Opposition councillors are dismayed at the decision by Walsall council to close ten beds for mental health patients in Walsall, which could leave vulnerable people at risk. The decision to close the unit was taken by the council’s controlling Conservative and Liberal Democrat coalition at a cabinet meeting last week.
Broadway North Residential Unit in Chuckery provides ten respite and crisis beds to adults suffering from illnesses such as clinical depression, and closure comes as Walsall council discusses plans to cut £18.9 million from its budget. Cabinet members supported the proposal despite it being part of the draft budget which is supposedly open to change while a public consultation is carried out.
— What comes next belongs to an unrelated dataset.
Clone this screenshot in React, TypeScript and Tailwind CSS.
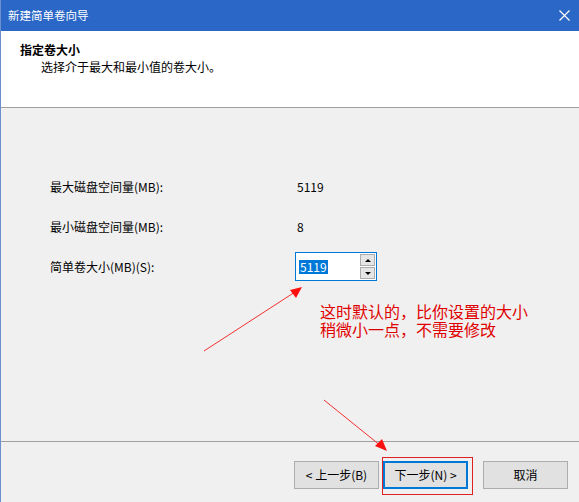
import React from 'react';

const font = { fontFamily: '"Noto Sans CJK SC", "Liberation Sans", sans-serif' };

const rows = [
  { label: '最大磁盘空间量(MB):', value: '5119' },
  { label: '最小磁盘空间量(MB):', value: '8' },
];

function SpinBox() {
  return (
    <div className="flex h-[29px] w-[82px] border border-[#0078d7] bg-white">
      <div className="flex flex-1 items-center pl-[3px]">
        <span className="bg-[#0078d7] px-[1px] text-[12px] leading-[14px] text-white">5119</span>
      </div>
      <div className="my-[1px] mr-[1px] flex w-[15px] flex-col gap-[1px]">
        <div className="flex flex-1 items-center justify-center border border-[#acacac] bg-[#e5e5e5]">
          <div className="h-0 w-0 border-x-[3px] border-b-[3px] border-x-transparent border-b-black" />
        </div>
        <div className="flex flex-1 items-center justify-center border border-[#acacac] bg-[#e5e5e5]">
          <div className="h-0 w-0 border-x-[3px] border-t-[3px] border-x-transparent border-t-black" />
        </div>
      </div>
    </div>
  );
}

function Btn({ children, primary }: { children: React.ReactNode; primary?: boolean }) {
  return (
    <button
      className={`flex h-[28px] w-[85px] items-center justify-center bg-[#e1e1e1] text-[12px] text-[#000] ${
        primary ? 'border-2 border-[#0078d7]' : 'border border-[#adadad]'
      }`}
    >
      {children}
    </button>
  );
}

export default function App() {
  return (
    <div className="relative flex h-[502px] w-[579px] flex-col overflow-hidden border-l border-[#6b8fcf] bg-[#f0f0f0] text-black" style={font}>
      {/* title bar */}
      <div className="flex h-[31px] shrink-0 items-center justify-between bg-[#2b67c6] pl-[7px] pr-[8px] text-white">
        <span className="text-[11.5px]">新建简单卷向导</span>
        <svg width="11" height="11" viewBox="0 0 11 11" className="mr-[1px]">
          <path d="M0.5 0.5 L10.5 10.5 M10.5 0.5 L0.5 10.5" stroke="white" strokeWidth="1.2" />
        </svg>
      </div>

      {/* header */}
      <div className="h-[77px] shrink-0 border-b border-[#a0a0a0] bg-white pl-[19px] pt-[10px]">
        <div className="text-[12px] font-bold leading-[17px]">指定卷大小</div>
        <div className="pl-[21px] text-[12px] leading-[18px]">选择介于最大和最小值的卷大小。</div>
      </div>

      {/* body */}
      <div className="flex flex-1 flex-col gap-[23px] pl-[49px] pt-[70px]">
        {rows.map(r => (
          <div key={r.label} className="flex h-[17px] items-center text-[12px]">
            <span className="w-[247px]">{r.label}</span>
            <span>{r.value}</span>
          </div>
        ))}
        <div className="-mt-[6px] flex items-center text-[12px]">
          <span className="w-[245px]">简单卷大小(MB)(S):</span>
          <SpinBox />
        </div>
      </div>

      {/* footer */}
      <div className="flex h-[61px] shrink-0 justify-end gap-[4px] border-t border-[#a0a0a0] pr-[11px] pt-[19px]">
        <Btn>&lt; 上一步(B)</Btn>
        <Btn primary>下一步(N) &gt;</Btn>
        <div className="w-[7px]" />
        <Btn>取消</Btn>
      </div>

      {/* annotations */}
      <div className="absolute left-[319px] top-[302px] text-[16px] leading-[18px] text-[#e00000]">
        <div>这时默认的，比你设置的大小</div>
        <div>稍微小一点，不需要修改</div>
      </div>
      <div className="absolute left-[381px] top-[457px] h-[38px] w-[91px] border border-[#e02020]" />
      <svg className="pointer-events-none absolute left-0 top-0" width="579" height="502">
        <line x1="203" y1="351" x2="294" y2="292" stroke="#f03030" strokeWidth="1" />
        <polygon points="301,287 289,290 295,298" fill="#ff1010" />
        <line x1="323" y1="400" x2="380" y2="446" stroke="#f03030" strokeWidth="1" />
        <polygon points="386,451 374,446 381,439" fill="#ff1010" />
      </svg>
    </div>
  );
}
Labour members of the council say it shows how the authority’s Conservative and Lib Dem coalition are targeting social services and failing to protect the vulnerable. They will now ask the Conservative/Lib Dem Coalition which runs the council to put politics aside to find a better alternative to the ‘just shut it’ argument.
Labour group leader and chair of the influential Social Services Scrutiny Panel, Tim Oliver, said the proposal to close the unit was an example of the cabinet’s out of touch priorities. He said: “Staff, patients and the public rightly believe this is the sort of service we should be protecting not threatening with closure, and that’s why Labour has opposed this closure, as our research has failed to provide assurances that thought-out alternative plans are in place for this vulnerable group. Leaving patients without the support they need when their illnesses threaten to overwhelm them is the epitome of the Tory and Lib Dem policies which ignore the needs of the vulnerable and only store up problems for the future.
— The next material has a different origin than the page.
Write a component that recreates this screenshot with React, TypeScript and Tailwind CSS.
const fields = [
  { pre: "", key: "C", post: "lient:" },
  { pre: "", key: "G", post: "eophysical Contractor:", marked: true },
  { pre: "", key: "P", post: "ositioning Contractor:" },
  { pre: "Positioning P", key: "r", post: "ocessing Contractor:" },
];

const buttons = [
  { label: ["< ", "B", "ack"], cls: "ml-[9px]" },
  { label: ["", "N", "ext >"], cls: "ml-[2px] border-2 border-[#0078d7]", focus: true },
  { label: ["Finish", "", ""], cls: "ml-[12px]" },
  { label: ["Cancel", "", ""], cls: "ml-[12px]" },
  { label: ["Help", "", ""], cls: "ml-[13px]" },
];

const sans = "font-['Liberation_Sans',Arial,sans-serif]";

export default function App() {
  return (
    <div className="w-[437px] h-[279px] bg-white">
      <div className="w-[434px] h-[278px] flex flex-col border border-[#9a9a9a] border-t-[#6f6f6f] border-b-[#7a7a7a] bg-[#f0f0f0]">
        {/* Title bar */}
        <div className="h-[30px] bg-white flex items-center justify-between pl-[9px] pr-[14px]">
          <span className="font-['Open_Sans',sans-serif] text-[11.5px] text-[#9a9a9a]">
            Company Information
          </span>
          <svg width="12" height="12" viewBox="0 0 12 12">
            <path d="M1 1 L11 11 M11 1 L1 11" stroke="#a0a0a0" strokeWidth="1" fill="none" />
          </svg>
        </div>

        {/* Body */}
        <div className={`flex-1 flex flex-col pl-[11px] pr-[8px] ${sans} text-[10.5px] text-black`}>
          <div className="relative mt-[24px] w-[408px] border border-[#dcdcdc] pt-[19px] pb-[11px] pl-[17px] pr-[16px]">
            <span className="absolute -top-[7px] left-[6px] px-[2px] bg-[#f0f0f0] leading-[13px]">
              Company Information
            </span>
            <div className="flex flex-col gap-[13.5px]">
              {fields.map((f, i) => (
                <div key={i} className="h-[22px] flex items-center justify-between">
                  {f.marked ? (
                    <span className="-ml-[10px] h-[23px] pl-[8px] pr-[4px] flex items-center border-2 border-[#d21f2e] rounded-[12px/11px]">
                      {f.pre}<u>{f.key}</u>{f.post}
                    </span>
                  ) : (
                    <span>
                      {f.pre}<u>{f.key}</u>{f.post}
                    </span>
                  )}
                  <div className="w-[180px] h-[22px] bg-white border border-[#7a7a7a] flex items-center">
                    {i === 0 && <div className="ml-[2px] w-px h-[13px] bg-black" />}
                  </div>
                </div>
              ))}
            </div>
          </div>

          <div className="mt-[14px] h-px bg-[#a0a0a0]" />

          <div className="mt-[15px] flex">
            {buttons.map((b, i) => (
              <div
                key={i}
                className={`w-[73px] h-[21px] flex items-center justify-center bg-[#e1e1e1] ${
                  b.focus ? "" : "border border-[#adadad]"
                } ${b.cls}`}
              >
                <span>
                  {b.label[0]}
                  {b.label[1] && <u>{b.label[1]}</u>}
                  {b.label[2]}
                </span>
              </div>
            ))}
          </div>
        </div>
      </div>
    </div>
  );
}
The council claims that an alternative unit run by a local social housing landlord could cover the gap, but staff have told Labour councillors that this would create periods when clinicians are frantically searching for beds. This is made worse by the fact that patients with mental illnesses often present themselves when they hit crisis point and they need immediate treatment and care. Closing the unit is believed to enable the council to save around £100,000 per year.